WORK TO COMPLETE: Set all the material down again unchanged, without the pictures.

DATA BLOCK:

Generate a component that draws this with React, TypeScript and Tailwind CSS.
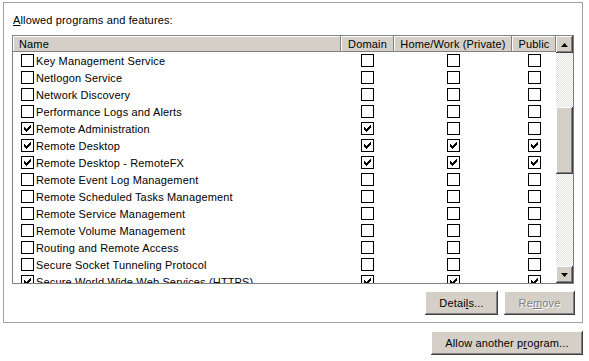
import React from 'react';

type Row = { name: string; on: boolean; d: boolean; h: boolean; p: boolean };

const rows: Row[] = [
  { name: 'Key Management Service', on: false, d: false, h: false, p: false },
  { name: 'Netlogon Service', on: false, d: false, h: false, p: false },
  { name: 'Network Discovery', on: false, d: false, h: false, p: false },
  { name: 'Performance Logs and Alerts', on: false, d: false, h: false, p: false },
  { name: 'Remote Administration', on: true, d: true, h: false, p: false },
  { name: 'Remote Desktop', on: true, d: true, h: true, p: true },
  { name: 'Remote Desktop - RemoteFX', on: true, d: true, h: true, p: true },
  { name: 'Remote Event Log Management', on: false, d: false, h: false, p: false },
  { name: 'Remote Scheduled Tasks Management', on: false, d: false, h: false, p: false },
  { name: 'Remote Service Management', on: false, d: false, h: false, p: false },
  { name: 'Remote Volume Management', on: false, d: false, h: false, p: false },
  { name: 'Routing and Remote Access', on: false, d: false, h: false, p: false },
  { name: 'Secure Socket Tunneling Protocol', on: false, d: false, h: false, p: false },
  { name: 'Secure World Wide Web Services (HTTPS)', on: true, d: true, h: true, p: true },
];

const Check = ({ on }: { on: boolean }) => (
  <span className="w-[13px] h-[13px] border border-black bg-white flex items-center justify-center shrink-0">
    {on && (
      <svg width="11" height="11" viewBox="0 0 11 11">
        <path d="M2 4h1v1h1v1h1V5h1V4h1V3h1V2h1v3H8v1H7v1H6v1H5v1H4V8H3V7H2z" fill="#000" />
      </svg>
    )}
  </span>
);

const bevel =
  'bg-[#d4d0c8] shadow-[inset_-1px_-1px_#404040,inset_1px_1px_#ffffff,inset_-2px_-2px_#808080,inset_2px_2px_#d4d0c8]';

const headCell = 'h-[16px] bg-[#d4d0c8] shadow-[inset_-1px_-1px_#808080,inset_1px_1px_#ffffff] flex items-center';

const Arrow = ({ up }: { up: boolean }) => (
  <div className={`w-[17px] h-[17px] flex items-center justify-center shrink-0 ${bevel}`}>
    <svg width="7" height="4" viewBox="0 0 7 4">
      <path d={up ? 'M3.5 0L7 4H0z' : 'M0 0h7L3.5 4z'} fill="#000" />
    </svg>
  </div>
);

const App = () => {
  return (
    <div className="w-[589px] h-[361px] bg-white text-black text-[11px] leading-[14px] tracking-[0.15px] font-['Liberation_Sans',Arial,sans-serif] pt-[2px]">
      <div className="ml-[3px] w-[580px] h-[321px] border border-[#a0a0a0] pt-[10px] flex flex-col">
        <div className="pl-[9px]">
          <span className="underline">A</span>llowed programs and features:
        </div>
        <div className="ml-[8px] mt-[8px] w-[562px] h-[249px] border border-[#808080] flex">
          <div className="w-[543px] flex flex-col overflow-hidden">
            <div className="flex shrink-0">
              <div className={`${headCell} w-[328px] pl-[6px]`}>Name</div>
              <div className={`${headCell} w-[53px] justify-center`}>Domain</div>
              <div className={`${headCell} w-[118px] justify-center`}>Home/Work (Private)</div>
              <div className={`${headCell} w-[44px] justify-center`}>Public</div>
            </div>
            {rows.map((r) => (
              <div key={r.name} className="flex h-[17px] shrink-0 items-center">
                <div className="w-[328px] pl-[8px] flex items-center gap-[2px] whitespace-nowrap">
                  <Check on={r.on} />
                  <span>{r.name}</span>
                </div>
                <div className="w-[53px] flex justify-center">
                  <Check on={r.d} />
                </div>
                <div className="w-[118px] flex justify-center">
                  <Check on={r.h} />
                </div>
                <div className="w-[44px] flex justify-center">
                  <Check on={r.p} />
                </div>
              </div>
            ))}
          </div>
          <div className="w-[17px] flex flex-col">
            <Arrow up />
            <div className="flex-1 flex flex-col bg-[repeating-conic-gradient(#ffffff_0_25%,#e4e2dc_0_50%)] bg-[length:2px_2px]">
              <div className="h-[54px]" />
              <div className={`h-[67px] ${bevel}`} />
            </div>
            <Arrow up={false} />
          </div>
        </div>
        <div className="flex justify-end gap-[6px] mt-[7px] pr-[7px]">
          <button className={`w-[73px] h-[24px] ${bevel}`}>
            Detai<span className="underline">l</span>s...
          </button>
          <button className={`w-[71px] h-[24px] text-[#808080] [text-shadow:1px_1px_#ffffff] ${bevel}`}>
            Re<span className="underline">m</span>ove
          </button>
        </div>
      </div>
      <div className="flex justify-end pr-[6px] mt-[8px]">
        <button className={`w-[152px] h-[24px] ${bevel}`}>
          Allow another p<span className="underline">r</span>ogram...
        </button>
      </div>
    </div>
  );
};

export default App;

EXERCISE RESPONSE:
Generate a component that draws this with React, TypeScript and Tailwind CSS.
import React from 'react';

type Row = { name: string; on: boolean; d: boolean; h: boolean; p: boolean };

const rows: Row[] = [
  { name: 'Key Management Service', on: false, d: false, h: false, p: false },
  { name: 'Netlogon Service', on: false, d: false, h: false, p: false },
  { name: 'Network Discovery', on: false, d: false, h: false, p: false },
  { name: 'Performance Logs and Alerts', on: false, d: false, h: false, p: false },
  { name: 'Remote Administration', on: true, d: true, h: false, p: false },
  { name: 'Remote Desktop', on: true, d: true, h: true, p: true },
  { name: 'Remote Desktop - RemoteFX', on: true, d: true, h: true, p: true },
  { name: 'Remote Event Log Management', on: false, d: false, h: false, p: false },
  { name: 'Remote Scheduled Tasks Management', on: false, d: false, h: false, p: false },
  { name: 'Remote Service Management', on: false, d: false, h: false, p: false },
  { name: 'Remote Volume Management', on: false, d: false, h: false, p: false },
  { name: 'Routing and Remote Access', on: false, d: false, h: false, p: false },
  { name: 'Secure Socket Tunneling Protocol', on: false, d: false, h: false, p: false },
  { name: 'Secure World Wide Web Services (HTTPS)', on: true, d: true, h: true, p: true },
];

const Check = ({ on }: { on: boolean }) => (
  <span className="w-[13px] h-[13px] border border-black bg-white flex items-center justify-center shrink-0">
    {on && (
      <svg width="11" height="11" viewBox="0 0 11 11">
        <path d="M2 4h1v1h1v1h1V5h1V4h1V3h1V2h1v3H8v1H7v1H6v1H5v1H4V8H3V7H2z" fill="#000" />
      </svg>
    )}
  </span>
);

const bevel =
  'bg-[#d4d0c8] shadow-[inset_-1px_-1px_#404040,inset_1px_1px_#ffffff,inset_-2px_-2px_#808080,inset_2px_2px_#d4d0c8]';

const headCell = 'h-[16px] bg-[#d4d0c8] shadow-[inset_-1px_-1px_#808080,inset_1px_1px_#ffffff] flex items-center';

const Arrow = ({ up }: { up: boolean }) => (
  <div className={`w-[17px] h-[17px] flex items-center justify-center shrink-0 ${bevel}`}>
    <svg width="7" height="4" viewBox="0 0 7 4">
      <path d={up ? 'M3.5 0L7 4H0z' : 'M0 0h7L3.5 4z'} fill="#000" />
    </svg>
  </div>
);

const App = () => {
  return (
    <div className="w-[589px] h-[361px] bg-white text-black text-[11px] leading-[14px] tracking-[0.15px] font-['Liberation_Sans',Arial,sans-serif] pt-[2px]">
      <div className="ml-[3px] w-[580px] h-[321px] border border-[#a0a0a0] pt-[10px] flex flex-col">
        <div className="pl-[9px]">
          <span className="underline">A</span>llowed programs and features:
        </div>
        <div className="ml-[8px] mt-[8px] w-[562px] h-[249px] border border-[#808080] flex">
          <div className="w-[543px] flex flex-col overflow-hidden">
            <div className="flex shrink-0">
              <div className={`${headCell} w-[328px] pl-[6px]`}>Name</div>
              <div className={`${headCell} w-[53px] justify-center`}>Domain</div>
              <div className={`${headCell} w-[118px] justify-center`}>Home/Work (Private)</div>
              <div className={`${headCell} w-[44px] justify-center`}>Public</div>
            </div>
            {rows.map((r) => (
              <div key={r.name} className="flex h-[17px] shrink-0 items-center">
                <div className="w-[328px] pl-[8px] flex items-center gap-[2px] whitespace-nowrap">
                  <Check on={r.on} />
                  <span>{r.name}</span>
                </div>
                <div className="w-[53px] flex justify-center">
                  <Check on={r.d} />
                </div>
                <div className="w-[118px] flex justify-center">
                  <Check on={r.h} />
                </div>
                <div className="w-[44px] flex justify-center">
                  <Check on={r.p} />
                </div>
              </div>
            ))}
          </div>
          <div className="w-[17px] flex flex-col">
            <Arrow up />
            <div className="flex-1 flex flex-col bg-[repeating-conic-gradient(#ffffff_0_25%,#e4e2dc_0_50%)] bg-[length:2px_2px]">
              <div className="h-[54px]" />
              <div className={`h-[67px] ${bevel}`} />
            </div>
            <Arrow up={false} />
          </div>
        </div>
        <div className="flex justify-end gap-[6px] mt-[7px] pr-[7px]">
          <button className={`w-[73px] h-[24px] ${bevel}`}>
            Detai<span className="underline">l</span>s...
          </button>
          <button className={`w-[71px] h-[24px] text-[#808080] [text-shadow:1px_1px_#ffffff] ${bevel}`}>
            Re<span className="underline">m</span>ove
          </button>
        </div>
      </div>
      <div className="flex justify-end pr-[6px] mt-[8px]">
        <button className={`w-[152px] h-[24px] ${bevel}`}>
          Allow another p<span className="underline">r</span>ogram...
        </button>
      </div>
    </div>
  );
};

export default App;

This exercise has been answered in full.